The following conclusions are drawn:

Compared with the common frequency dead zone, the improved dead zone could effectively increase the movement of the servo system in the primary frequency control process. It could also lead to less wear and tear of hydropower units in contrast to the enhanced frequency dead zone. The feed-forward control was applied to ascertain that the unit could achieve the target power value (and increase the output of active power). When the feed-forward control and the improved frequency dead zone were both activated, the IQE was found to be larger than that of the ordinary type and the enhanced type under the actual grid frequency disturbances.
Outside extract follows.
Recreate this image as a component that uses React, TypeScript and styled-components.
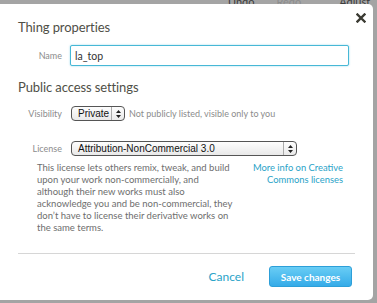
import React from 'react';
import styled, { createGlobalStyle } from 'styled-components';

const GlobalStyle = createGlobalStyle`
  html, body {
    margin: 0;
    padding: 0;
    background: #a4a4a4;
    font-family: Lato, "Open Sans", sans-serif;
    overflow: hidden;
  }
`;

const licenseLines = [
  'This license lets others remix, tweak, and build',
  'upon your work non-commercially, and',
  'although their new works must also',
  'acknowledge you and be non-commercial, they',
  'don’t have to license their derivative works on',
  'the same terms.',
];

const App = () => {
  return (
    <Page>
      <GlobalStyle />
      <Toolbar>
        <ToolItem $gap={22}>Undo</ToolItem>
        <ToolItem $gap={38} $muted>Redo</ToolItem>
        <ToolItem>Adjust</ToolItem>
      </Toolbar>
      <Modal>
        <CloseButton aria-label="Close">
          <svg width="10" height="10" viewBox="0 0 10 10">
            <path d="M1.5 1.5 L8.5 8.5 M8.5 1.5 L1.5 8.5" stroke="#3a3a32" strokeWidth="2.4" strokeLinecap="square" />
          </svg>
        </CloseButton>
        <Title>Thing properties</Title>
        <FieldRow $top={9}>
          <Label>Name</Label>
          <TextInput defaultValue="la_top" />
        </FieldRow>

        <Title $section>Public access settings</Title>
        <FieldRow $top={10}>
          <Label>Visibility</Label>
          <Select $width={54}>
            <span>Private</span>
            <Arrows />
          </Select>
          <Hint>Not publicly listed, visible only to you</Hint>
        </FieldRow>
        <FieldRow $top={20}>
          <Label>License</Label>
          <Select $width={226}>
            <span>Attribution-NonCommercial 3.0</span>
            <Arrows />
          </Select>
        </FieldRow>
        <Details>
          <Description>
            {licenseLines.map((line) => (
              <Line key={line}>{line}</Line>
            ))}
          </Description>
          <InfoLink href="#">
            <Line>More info on Creative</Line>
            <Line>Commons licenses</Line>
          </InfoLink>
        </Details>

        <Footer>
          <CancelLink href="#">Cancel</CancelLink>
          <SaveButton>Save changes</SaveButton>
        </Footer>
      </Modal>
    </Page>
  );
};

const Arrows = () => (
  <ArrowBox>
    <svg width="5" height="8" viewBox="0 0 5 8">
      <path d="M0 3 L2.5 0 L5 3 Z M0 5 L2.5 8 L5 5 Z" fill="#222" />
    </svg>
  </ArrowBox>
);

export default App;

const Page = styled.div`
  width: 377px;
  height: 303px;
`;

const Toolbar = styled.div`
  height: 4px;
  overflow: hidden;
  display: flex;
  padding-left: 228px;
`;

const ToolItem = styled.span<{ $muted?: boolean; $gap?: number }>`
  font-size: 11px;
  line-height: 11px;
  margin-top: -4px;
  margin-right: ${(p) => p.$gap ?? 0}px;
  color: ${(p) => (p.$muted ? '#8c8c8c' : '#3c3c3c')};
`;

const Modal = styled.div`
  position: relative;
  width: 373px;
  height: 296px;
  box-sizing: border-box;
  background: #fff;
  border-radius: 0 5px 5px 0;
  padding: 14px 0 0 18px;
`;

const CloseButton = styled.button`
  position: absolute;
  top: 9px;
  right: 7px;
  border: none;
  background: none;
  padding: 0;
  width: 10px;
  height: 10px;
  display: flex;
`;

const Title = styled.h2<{ $section?: boolean }>`
  margin: ${(p) => (p.$section ? '12px' : '0')} 0 0 0;
  font-size: 13px;
  line-height: 18px;
  font-weight: 400;
  letter-spacing: -0.1px;
  color: #4f4f47;
`;

const FieldRow = styled.div<{ $top: number }>`
  display: flex;
  align-items: center;
  margin-top: ${(p) => p.$top}px;
`;

const Label = styled.span`
  width: 44px;
  text-align: right;
  font-size: 9px;
  color: #8c8c8c;
  margin-right: 8px;
`;

const TextInput = styled.input`
  width: 279px;
  height: 21px;
  box-sizing: border-box;
  border: 1px solid #47b8d6;
  box-shadow: 0 0 2px rgba(71, 184, 214, 0.6);
  border-radius: 2px;
  padding: 0 4px;
  font-family: Lato, sans-serif;
  font-size: 10.5px;
  color: #333;
  outline: none;
`;

const Select = styled.div<{ $width: number }>`
  width: ${(p) => p.$width}px;
  height: 15px;
  box-sizing: border-box;
  border: 1px solid #555;
  border-radius: 4px;
  background: linear-gradient(#fdfdfd, #e9e9e9);
  display: flex;
  align-items: center;
  justify-content: space-between;
  font-family: "Liberation Sans", sans-serif;
  font-size: 10px;
  color: #111;
  padding-left: 6px;
  margin-left: 1px;
`;

const ArrowBox = styled.span`
  width: 12px;
  height: 100%;
  border-left: 1px solid #aaa;
  display: flex;
  align-items: center;
  justify-content: center;
`;

const Hint = styled.span`
  font-size: 9px;
  color: #8c8c8c;
  margin-left: 4px;
`;

const Details = styled.div`
  display: flex;
  justify-content: space-between;
  margin-top: 6px;
  padding-left: 19px;
  padding-right: 30px;
`;

const Description = styled.p`
  margin: 0;
  font-size: 9.5px;
  line-height: 12px;
  color: #6e6e6e;
`;

const Line = styled.span`
  display: block;
  white-space: nowrap;
`;

const InfoLink = styled.a`
  text-align: right;
  font-size: 9.4px;
  line-height: 12px;
  color: #2aa3c8;
  text-decoration: none;
`;

const Footer = styled.div`
  margin-top: 19px;
  margin-right: 18px;
  border-top: 1px solid #d6d6d6;
  padding-top: 12px;
  display: flex;
  justify-content: flex-end;
  align-items: center;
  gap: 25px;
  padding-right: 3px;
`;

const CancelLink = styled.a`
  font-size: 12px;
  color: #2aa3c8;
  text-decoration: none;
`;

const SaveButton = styled.button`
  width: 83px;
  height: 21px;
  border: 1px solid #2d9fd8;
  border-radius: 3px;
  background: linear-gradient(#69cdf5, #35abe8);
  color: #fff;
  font-family: Lato, sans-serif;
  font-weight: 700;
  font-size: 10px;
  padding: 0;
`;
Although the IQE of the improved dead zone was slightly smaller than that of the enhanced frequency dead zone under the step disturbance and the ramp disturbance, it was much larger than the IQE of the target value of the power grid, which could still ensure the qualification of IQE and the economic benefit of the HPP. At the same time, the proposed dead zone could effectively relieve the wear and tear problem of the enhanced frequency dead zone and consequently reduce the maintenance cost of the HPP. In particular, the improved frequency dead zone proposed in this paper was successfully implemented in practical HPPs in China.

In this paper, the HPP with a Kaplan turbine was the main study objective. The head of the Kaplan units is usually low, and the output of active power is generally small. For future works, therefore, it would be meaningful to further investigate the performances for HPPs or pumped storage plants with complex waterway systems and Francis turbines with high water head and large capacity.